在以上的基础上取出一定长度数据后，如下图所示，可见，此时fifo->out的值发生了变化。

对于kfifo_in()函数，对应代码如下：

/**
 * kfifo_in - puts some data into the FIFO queue
 * @from: the data to be pushed in the queue head.
 * @len: the length of the data wanted to be pushed in.
 * return: number of bytes coied into the queue.
 *
 * This function copies at most @len bytes from the @from buffer into
 * the FIFO queue depending on the free space, and returns the number of
 * bytes copied.
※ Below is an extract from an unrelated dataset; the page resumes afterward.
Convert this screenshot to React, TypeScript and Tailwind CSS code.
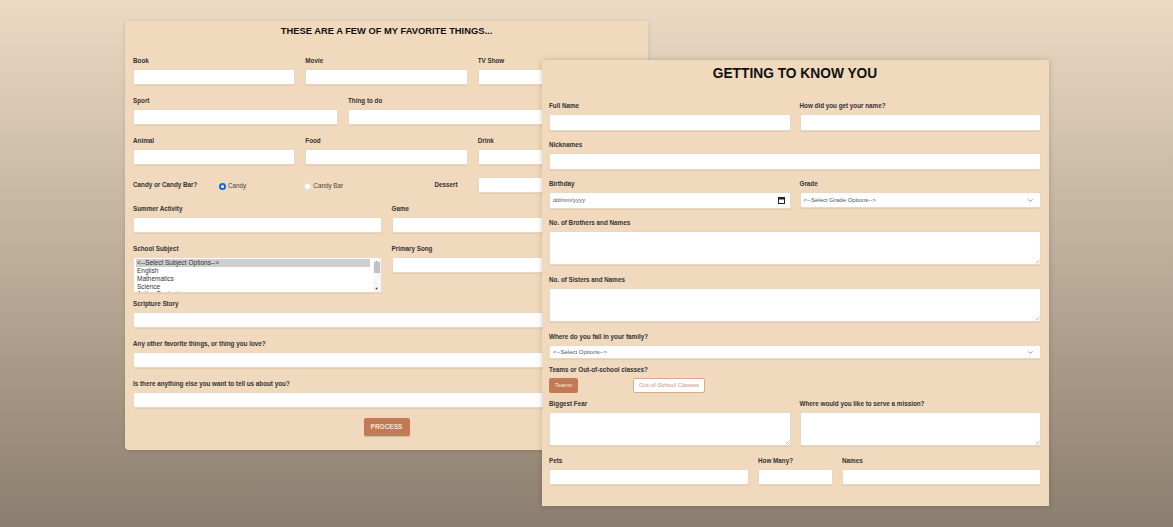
import { ChevronDown } from "lucide-react";

const label = "block text-[6.3px] leading-[8px] font-bold text-[#333] mb-[4px] whitespace-nowrap";
const box = "block w-full bg-white rounded-[2px] border border-[#ead8c2] shadow-[0_1px_1px_rgba(0,0,0,0.06)] outline-none";

const Field = ({ title, h = "h-[16px]" }: { title: string; h?: string }) => (
  <div>
    <span className={label}>{title}</span>
    <input className={`${box} ${h}`} />
  </div>
);

const Area = ({ title }: { title: string }) => (
  <div>
    <span className={label}>{title}</span>
    <div className="relative">
      <textarea className={`${box} h-[34px] resize-none`} />
      <svg width="5" height="5" viewBox="0 0 5 5" className="absolute right-[1px] bottom-[1px]">
        <path d="M4.5 0.5 L0.5 4.5 M4.5 2.5 L2.5 4.5" stroke="#b5b5b5" strokeWidth="0.7" />
      </svg>
    </div>
  </div>
);

const FakeSelect = ({ text, h = "h-[17px]" }: { text: string; h?: string }) => (
  <div className={`${box} ${h} flex items-center justify-between pl-[3px] pr-[6px]`}>
    <span className="text-[6px] text-[#555]">{text}</span>
    <ChevronDown size={7} strokeWidth={2} className="text-[#555]" />
  </div>
);

const FavoriteThings = () => (
  <div className="relative w-[523px] shrink-0 ml-[125px] mt-[21px] bg-[#f0d9bc] rounded-b-[4px] shadow-[0_1px_4px_rgba(0,0,0,0.12)] px-[8px] pt-[6px] pb-[14px]">
    <h2 className="text-center text-[9.35px] leading-[9px] font-bold text-[#111] mb-[21px]">
      THESE ARE A FEW OF MY FAVORITE THINGS...
    </h2>
    <div className="flex flex-col gap-[12px]">
      <div className="grid grid-cols-3 gap-x-[10px]">
        <Field title="Book" />
        <Field title="Movie" />
        <Field title="TV Show" />
      </div>
      <div className="grid grid-cols-[205px_1fr] gap-x-[10px]">
        <Field title="Sport" />
        <Field title="Thing to do" />
      </div>
      <div className="grid grid-cols-3 gap-x-[10px]">
        <Field title="Animal" />
        <Field title="Food" />
        <Field title="Drink" />
      </div>
      <div className="grid grid-cols-3 gap-x-[10px] h-[16px] items-center">
        <div className="flex items-center">
          <span className="w-[86px] text-[6.3px] font-bold text-[#333]">Candy or Candy Bar?</span>
          <span className="w-[7px] h-[7px] rounded-full border-[2px] border-[#1466d6] bg-white mt-[2px]" />
          <span className="ml-[2px] text-[6.3px] text-[#444] mt-[2px]">Candy</span>
        </div>
        <div className="flex items-center justify-between pr-[10px] -ml-[1px]">
          <div className="flex items-center mt-[2px]">
            <span className="w-[7px] h-[7px] rounded-full border border-[#e3e3e3] bg-white" />
            <span className="ml-[2px] text-[6.3px] text-[#444]">Candy Bar</span>
          </div>
          <span className="text-[6.3px] font-bold text-[#333]">Dessert</span>
        </div>
        <input className={`${box} h-[16px]`} />
      </div>
      <div className="grid grid-cols-2 gap-x-[10px]">
        <Field title="Summer Activity" />
        <Field title="Game" />
      </div>
      <div className="grid grid-cols-2 gap-x-[10px] -mb-[5px]">
        <div>
          <span className={label}>School Subject</span>
          <div className={`${box} h-[36px] flex overflow-hidden`}>
            <div className="flex-1 pt-[1px] pl-[2px] text-[6.5px] leading-[8px] text-[#333]">
              <div className="bg-[#cecece] pl-[1px]">&lt;--Select Subject Options--&gt;</div>
              <div className="pl-[1px]">English</div>
              <div className="pl-[1px]">Mathematics</div>
              <div className="pl-[1px]">Science</div>
              <div className="pl-[1px] leading-[6px]">Acting Beginnings</div>
            </div>
            <div className="w-[8px] ml-[3px] flex flex-col items-center justify-between py-[1px] bg-[#f7f7f7]">
              <span className="text-[4px] leading-[5px] text-[#666]">▲</span>
              <span className="w-[6px] h-[11px] bg-[#c1c1c1] -mt-[2px]" />
              <span className="flex-1" />
              <span className="text-[4px] leading-[5px] text-[#333]">▼</span>
            </div>
          </div>
        </div>
        <Field title="Primary Song" />
      </div>
      <Field title="Scripture Story" />
      <Field title="Any other favorite things, or thing you love?" />
      <Field title="Is there anything else you want to tell us about you?" />
    </div>
    <div className="flex justify-center mt-[10px]">
      <button className="w-[46px] h-[18px] rounded-[2px] bg-[#c27a55] text-[6.5px] font-bold text-[#f7e0d2] shadow-[0_1px_1px_rgba(0,0,0,0.15)]">
        PROCESS
      </button>
    </div>
  </div>
);

const CalendarGlyph = () => (
  <svg width="7" height="7" viewBox="0 0 7 7">
    <rect x="0.5" y="0.5" width="6" height="6" fill="none" stroke="#222" strokeWidth="1" />
    <rect x="0.5" y="0.5" width="6" height="2" fill="#222" />
  </svg>
);

const GettingToKnowYou = () => (
  <div className="relative z-10 w-[507px] h-[446px] shrink-0 -ml-[106px] mt-[60px] bg-[#f0d9bc] shadow-[0_0_6px_rgba(0,0,0,0.18)] pl-[7px] pr-[8px] pt-[7px]">
    <h1 className="text-center text-[13.75px] leading-[14px] font-bold text-[#111] mb-[21px]">
      GETTING TO KNOW YOU
    </h1>
    <div className="grid grid-cols-2 gap-x-[9px]">
      <Field title="Full Name" h="h-[17px]" />
      <Field title="How did you get your name?" h="h-[17px]" />
    </div>
    <div className="mt-[10px]">
      <Field title="Nicknames" h="h-[17px]" />
    </div>
    <div className="grid grid-cols-2 gap-x-[9px] mt-[10px]">
      <div>
        <span className={label}>Birthday</span>
        <div className={`${box} h-[17px] flex items-center justify-between pl-[3px] pr-[5px]`}>
          <span className="text-[6px] text-[#555]">dd/mm/yyyy</span>
          <CalendarGlyph />
        </div>
      </div>
      <div>
        <span className={label}>Grade</span>
        <FakeSelect text="<--Select Grade Options-->" h="h-[16px]" />
      </div>
    </div>
    <div className="mt-[10px]">
      <Area title="No. of Brothers and Names" />
    </div>
    <div className="mt-[11px]">
      <Area title="No. of Sisters and Names" />
    </div>
    <div className="mt-[11px]">
      <span className={label}>Where do you fall in your family?</span>
      <FakeSelect text="<--Select Options-->" h="h-[14px]" />
    </div>
    <div className="mt-[7px]">
      <span className={label}>Teams or Out-of-school classes?</span>
      <div className="flex items-center">
        <button className="w-[29px] h-[15px] rounded-[2px] bg-[#c27a55] text-[6px] text-[#f7e3d6]">Teams</button>
        <button className="ml-[55px] w-[72px] h-[15px] rounded-[2px] bg-white border border-[#dba98f] text-[6px] text-[#c99478]">
          Out-of-School Classes
        </button>
      </div>
    </div>
    <div className="grid grid-cols-2 gap-x-[9px] mt-[7px]">
      <Area title="Biggest Fear" />
      <Area title="Where would you like to serve a mission?" />
    </div>
    <div className="grid grid-cols-[200px_75px_1fr] gap-x-[9px] mt-[11px]">
      <Field title="Pets" />
      <Field title="How Many?" />
      <Field title="Names" />
    </div>
  </div>
);

export default function App() {
  return (
    <div className="min-h-[527px] w-full overflow-hidden bg-[linear-gradient(to_bottom,#ecdac3,#8c7e6e)] font-['Liberation_Sans',Arial,sans-serif]">
      <div className="flex items-start">
        <FavoriteThings />
        <GettingToKnowYou />
      </div>
    </div>
  );
}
If there is no lefted space in the FIFO queue, no bytes
 * will be copied.
 *
 */
unsigned int KFiFo::kfifo_in(const void *from, unsigned int len)
{
    /*lefted is the avaiable size in the fifo buffer*/
    unsigned int lefted = fifo->size - fifo->in + fifo->out;

    /*get the min value between the lefted data size in the buffer and the wanted size */
    len = min(len, lefted);

    /*off is the length from fifo->buffer, the buffer beginning to the queue head*/
    unsigned int off = fifo->in & (fifo->size - 1);

    /* first put l data starting from the queue head to the buffer end */
    unsigned int l = min(len, fifo->size - off);
    memcpy(fifo->buffer + off, from, l);
    
    /* then put the rest (if any) at fifo->buffer, the beginning of the buffer */
    memcpy(fifo->buffer, (unsigned char *)from + l, len - l);
    
    fifo->in += len;
    return len;
}

那么在下一次向buffer中放入数据之前，需要考虑由in到buffer_end的空闲空间长度是否足够存放这一组数据。从上面的kfifo_in()函数， lefted = fifo->size - fifo->in + fifo->out计算出整个fifo剩余的空闲空间，由min()判断剩余的空闲空间能否完全存储这一组数据。再计算出buffer的初始位置到队列头部in这一段的长度off（off = fifo->in & (fifo->size - 1)），最后将数据由in至buffer_end放入数据，若还有剩余数据未放入队列中，则将剩余数据从buffer初始位置开始放入buffer中。此过程示意图如下：


对于kfifo_out()函数，与kfifo_in()函数类似，此处不详解，代码如下：

/**
 * kfifo_out - gets some data from the FIFO queue
 * @to: where the data copied.
 * @len: the size of the buffer wanted to be copied.
 * return: number of bytes copied out of the queue.
 *
 * This function copies at most @len bytes from the FIFO into the
 * @to buffer and returns the number of copied bytes.
 * If there is no lefted bytes in the FIFO queue, no bytes will be copied out. *
 */
unsigned int KFiFo::kfifo_out(void *to, unsigned int len)
{
    /*buffered is the length of the queue*/
    unsigned int buffered = fifo->in - fifo->out;

    /*get the min value between the buffered size and the wanted size */
    len = min(len, buffered);

    /*off is the length from the buffer beginning to the queue tail*/
    unsigned int off = fifo->out & (fifo->size - 1);

    /* first get the data from (fifo->buffer + off), the queue tail to the end of the buffer */
    unsigned int l = min(len, fifo->size - off);;
    memcpy(to, fifo->buffer + off, l);

    /* then get the rest (if any) from fifo->buffer, the beginning of the buffer */
    memcpy((unsigned char *)to + l, fifo->buffer, len - l);
    
    fifo->out += len;
    return len;
}

当前只是实现了单生产者和单消费者模式的无锁队列，那么对于环形队列和多生产和多消费者模式下的应用又该如何实现。